Dayton stopped the war and saved countless lives, stressed PM Plenković adding that its  success rested on a clear constitutional architecture: the equality of its three constituent peoples and the balance between individual and collective rights.
 
“Respecting both the letter and the spirit of that agreement remains essential for the country’s stability”, said Plenković adding that this framework was applied correctly throughout the first decade after Dayton, when the equality of all three constituent peoples was upheld in practice – and Bosnia and Herzegovina made real and visible progress.
 
It is only when this balance began to be eroded, he warned, especially through arrangements that disadvantaged Croats, that the country’s political functionality weakened and its reform momentum slowed.
 
Thirty years later, Bosnia and Herzegovina still grapples with questions of legitimacy, representation, and institutional functionality, said PM Plenković.
 
And so, the lessons remain urgent – peace requires partnership, never domination,I ndividual and collective rights must coexist in a delicate balance, demographic strength must never become a tool of exclusion.
 
Undermining the equality of any constituent people undermines peace itself, warned Plenković adding that legitimate representation is not a technicality – it is the backbone of democratic confidence.
 
As the most important he stressed that European and Euro-Atlantic integration must remain the strongest and most reliable guarantees of lasting peace.
 
It is crucial to implement the Constitution in a way that strengthens trust among the three constituent peoples
 
“Croatia has no hidden agenda in Bosnia and Herzegovina. Our only interest is the same one we defended in the 1990s. A stable, functional, prosperous neighbour in which Bosniaks, Serbs and, for us especially, Croats, and all other citizens, enjoy equal rights and equal dignity – and where no one feels like a second-class citizen in their own country”, PM stressed.
 
Bosnia and Herzegovina once again stands at a familiar crossroads. Between stagnation and a genuine European future. Between separatism that denies unity and hegemonism that denies diversity. The only sustainable path is the European one – federalism, power-sharing, dialogue, and the search for compromise for the benefit of all.
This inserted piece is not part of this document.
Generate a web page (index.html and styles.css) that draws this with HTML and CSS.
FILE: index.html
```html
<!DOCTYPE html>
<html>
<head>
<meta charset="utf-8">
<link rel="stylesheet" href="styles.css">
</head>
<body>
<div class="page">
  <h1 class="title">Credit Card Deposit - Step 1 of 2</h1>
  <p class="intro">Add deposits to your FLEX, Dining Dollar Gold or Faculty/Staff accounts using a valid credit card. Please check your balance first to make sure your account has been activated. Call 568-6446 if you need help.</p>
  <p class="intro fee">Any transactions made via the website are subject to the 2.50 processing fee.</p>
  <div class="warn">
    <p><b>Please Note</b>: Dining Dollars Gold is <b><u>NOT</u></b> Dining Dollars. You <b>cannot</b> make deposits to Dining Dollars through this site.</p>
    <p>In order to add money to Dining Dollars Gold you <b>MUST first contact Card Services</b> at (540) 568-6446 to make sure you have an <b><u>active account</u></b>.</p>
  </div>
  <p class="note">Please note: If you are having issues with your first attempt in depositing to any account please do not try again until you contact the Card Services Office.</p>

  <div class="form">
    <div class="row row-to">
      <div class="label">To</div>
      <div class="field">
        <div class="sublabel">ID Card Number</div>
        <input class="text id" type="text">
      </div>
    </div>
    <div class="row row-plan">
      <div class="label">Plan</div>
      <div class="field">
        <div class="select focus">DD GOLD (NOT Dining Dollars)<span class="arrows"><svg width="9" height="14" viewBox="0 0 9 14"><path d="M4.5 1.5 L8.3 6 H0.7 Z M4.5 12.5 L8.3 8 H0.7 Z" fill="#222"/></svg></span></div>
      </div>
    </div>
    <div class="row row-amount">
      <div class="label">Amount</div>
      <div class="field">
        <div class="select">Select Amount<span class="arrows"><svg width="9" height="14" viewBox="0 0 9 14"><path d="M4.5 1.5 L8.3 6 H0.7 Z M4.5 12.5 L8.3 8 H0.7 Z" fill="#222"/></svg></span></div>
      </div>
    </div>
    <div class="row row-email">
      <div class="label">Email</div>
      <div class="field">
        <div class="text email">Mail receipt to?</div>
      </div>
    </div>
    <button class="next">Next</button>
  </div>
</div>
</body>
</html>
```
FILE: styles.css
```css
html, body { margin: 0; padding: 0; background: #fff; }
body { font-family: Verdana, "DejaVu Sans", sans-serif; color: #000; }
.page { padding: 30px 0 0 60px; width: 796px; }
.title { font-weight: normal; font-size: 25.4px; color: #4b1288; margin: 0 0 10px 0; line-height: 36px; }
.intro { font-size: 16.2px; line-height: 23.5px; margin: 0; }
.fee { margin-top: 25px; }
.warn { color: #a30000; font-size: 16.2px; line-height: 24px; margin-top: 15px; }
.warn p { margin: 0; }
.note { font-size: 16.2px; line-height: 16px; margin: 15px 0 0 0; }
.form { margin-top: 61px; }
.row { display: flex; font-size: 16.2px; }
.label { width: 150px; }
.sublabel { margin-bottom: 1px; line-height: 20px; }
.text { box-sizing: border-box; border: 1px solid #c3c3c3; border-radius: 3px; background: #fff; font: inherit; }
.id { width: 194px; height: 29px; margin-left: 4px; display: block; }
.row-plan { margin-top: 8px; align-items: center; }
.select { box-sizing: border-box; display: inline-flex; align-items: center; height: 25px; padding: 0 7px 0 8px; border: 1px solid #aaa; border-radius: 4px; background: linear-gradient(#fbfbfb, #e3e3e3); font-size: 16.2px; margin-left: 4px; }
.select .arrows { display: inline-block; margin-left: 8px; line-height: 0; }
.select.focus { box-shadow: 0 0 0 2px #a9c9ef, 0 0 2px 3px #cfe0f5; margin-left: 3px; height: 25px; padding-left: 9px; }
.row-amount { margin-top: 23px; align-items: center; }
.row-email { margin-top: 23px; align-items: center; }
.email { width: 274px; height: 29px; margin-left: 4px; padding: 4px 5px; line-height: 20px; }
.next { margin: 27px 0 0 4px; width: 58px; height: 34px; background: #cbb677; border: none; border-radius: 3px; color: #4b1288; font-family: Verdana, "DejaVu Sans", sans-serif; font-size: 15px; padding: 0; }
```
The Croat people in Bosnia and Herzegovina, rooted there for centuries, have consistently chosen cooperation over conflict. They were the only party to accept every international peace proposal during the war, and they continue to serve as a bridge even when others pull apart. They are also among the strongest advocates of Bosnia and Herzegovina’s European and NATO integration.
 
“Croatia – as a guarantor of the Dayton Agreement and as a member of both the European Union and NATO – will not waver in its commitment to Bosnia and Herzegovina’s stability, equality, and European path. Because peace is not an inheritance that maintains itself. It is a responsibility. The war in Bosnia and Herzegovina was Europe’s gravest tragedy since 1945 – until the war in Ukraine reminded us once again that peace on our continent can never be taken for granted”, he stated.
 
Saying that thirty years after Dayton, our task is not to reopen what was agreed, but to uphold it – fully, consistently, and in good faith, PM stressed that the key is to apply the Constitution in a way that strengthens, rather than erodes, trust among its three constituent peoples – and to avoid practices that depart from the spirit of the agreement or create unnecessary and harmful misunderstandings.
 
We want Bosnia and Herzegovina to be a functional, just and irreversible European state
 
“Only such an approach can ensure a Bosnia and Herzegovina that is stable, functional, and responsive to all its citizens. On that path, Bosnia and Herzegovina can always count on Croatia’s support”, PM Plenković stated adding that he says this as the Prime Minister who is in his third term, almost ten years, and who knows what is being said in international forums, emphasizing that no one else raises the issue of reforms and progress of Bosnia and Herzegovina on its path towards the European Union so honestly and so often.

We want Bosnia and Herzegovina to become a fully functional, just, and irrevocably European state – one in which every citizen, regardless of identity, can feel represented, protected, and respected.
 
“Croatia will continue to invest in Bosnia and Herzegovina’s future with resolve, and responsibility. A future in which Bosnia and Herzegovina moves from being a symbol of Europe’s past suffering to a testament to the capacity for renewal, unity, and shared destiny”, he stated.
 
PM added that Croatia works with its EU and NATO partners to secure Bosnia and Herzegovina’s stability and progress.
 
This is why we organised this conference, to enable dialogue among legitimate and authentic representatives of the three constituent peoples, alongside academics and the international community, so they can freely and constructively share their visions for Bosnia and Herzegovina and its future and to promote trust as an essential ingredient of any political cooperation.
 
As long as Croats feel disadvantaged, we have a responsibility to raise the issue of their equality
 
“Allow me to add one point with sincerity and respect: Croatia does not raise the issue of Croat equality in Bosnia and Herzegovina lightly, nor with any desire to burden our relations.

We would be happiest if we never had to raise it at all. Yet as long as the Croats feel disadvantaged, we have a responsibility to signal that concern – always in good faith, and always in the interest of Bosnia and Herzegovina itself”, PM stated.
 
The quickest and most constructive way for this topic to disappear from public debate is for it to be resolved within Bosnia and Herzegovina, through arrangements that strengthen confidence among its constituent peoples and benefit all its citizens, especially ahead of the upcoming elections in 2026.
 
Finally, he stressed that Croatia’s policy is equal towards every part of Bosnia and Herzegovina, and in this context he recalled that he had visited Banja Luka yesterday.
 
Croatia will continue with all projects that help improve the quality of life of all citizens in Bosnia and Herzegovina and accelerate the country’s European path.